Because you have 100 total amps (over 3 times as much as a 30 amp), you can run all kind of electrical stuff at the same time now. 2 air-conditioners, water heaters, microwaves, toasters, hair dryers. etc. You are still going to be limited to the individual circuit breakers for each outlet. It's so much better than a 30 amp service.

Unless you get into some higher-end coaches, nothing in your travel trailer actually uses 220 volt, but everything works off of 110 volt either on your L1 or L2 sides. This is the part that confuses a lot of people.

The sides (L1, L2) share a common 50 amp breaker and plug-in in the campground pedestal, so if there is a problem on either side, then the breaker trips....shutting down both sides. It might not be as confusing if the breaker had printed on it 50(x2).


Hopefully, this gives an easy understanding of the differences between 30 amp and 50x2 amp trailer service. It also is easy to understand why some campgrounds charge more for using the 50 amp service, as those campers have the potential to use over 3 times as much electricity as their 30 amp neighbor.
__________________


My computer beat me at chess... but it was no match for me at kick-boxing!!
Last Edit: 2 years, 1 month ago by LSUFan.
The following user(s) said Thank You: Dawson

Wiring for 30 amp service 2 years ago #14904

I frequent several camper trailer forums. One of the things I read about that happens many times over, is when travel trailer owners decide to install a 30 amp service at their house so they can plug their trailers into it.......and wire it wrong. This mistake is made by professional electricians (who don't have experience with the 30 amp travel trailer plug/outlet) as well as many do-it-yourselfers.

The 30 amp trailer service is 110/120 volt..........and is NOT 220/240 volt. I repeat, it is 110 volt. The travel trailer plug is what confuses most people, as they are used to weird looking pronged plugs being 220 volt. Don't be confused. It is 110 volt.

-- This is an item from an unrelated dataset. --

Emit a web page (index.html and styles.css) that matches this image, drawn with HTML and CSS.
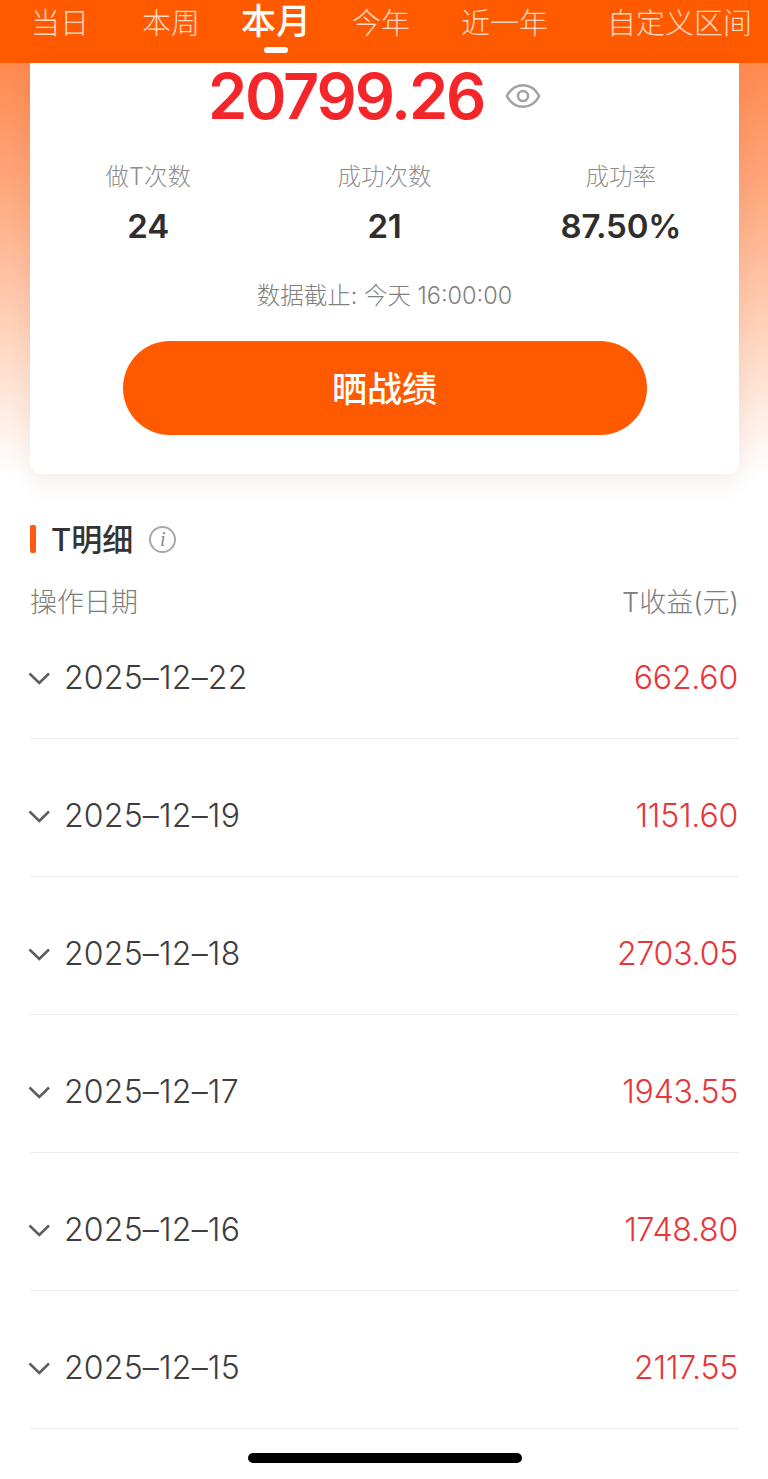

When you wire an outside outlet for 220 volts and plug your 110 volt trailer into it, you are going to blow up (and it will most likely smoke) your DC converter right off the bat. This converter is what converts the 110 volt AC current into 12 volt DC current. Your lights, fans, battery charger, heater, parts of your fridge, and other things run off of DC current. If you blow up your converter, then nothing works in your trailer.

Also, you can ruin any appliances that run of off 110 volts...like your air conditioner, television, microwave, and/or anything plugged into an electrical outlet inside your trailer...........if you hook up to a 220 volt service.

As you see, you can have disastrous results if you don't have your outside service wired for 110 volt.

To make sure this doesn't happen to our members here (should they decide to have a 30 amp service installed at their house) I am adding a pdf file that everyone can print out that shows how to correctly wire for the 30 amp travel trailer service. You can use this as a reference guide, or hand it to an electrician who you may hire to install it for you.


This attachment is hidden for guests. Please log in or register to see it.


My computer beat me at chess... but it was no match for me at kick-boxing!!
Last Edit: 2 years ago by LSUFan.

Re: Wiring for 30 amp service 2 years ago #14910

Very good article and the PDF file is very accurate, including the wire size needed for the length runs. One word of advice would be to wire up the receptacle first before hooking up to the breaker to insure that end will not be hot. Good job LSUFan.
The glass is not half full or half empty, only twice as large as it needs to be.

Re: Wiring for 30 amp service 2 years ago #14911

I'm sure glad the i did it correct. however, where was this info when i did mine.

i just looked on the packages. and used a plug on both ends.
Last Edit: 2 years ago by fishingmcman.

Re: Installing/understanding 30 and 50-amp RV service 2 years ago #14913

Most experienced camper owners fairly understand the common 30 amp service. It's 110 volt, and you are limited to using a total 30 amps of electrical stuff in your trailer at the same time. Most have learned that you have to turn some things off in your trailer.... when using toasters, hair dryers, and other things that take a lot of electricity to power or you will trip the breaker(s).


That's Patches...& that's why you see an orange electric cord running from the pedestal thru my window when I'm using my electric skillet!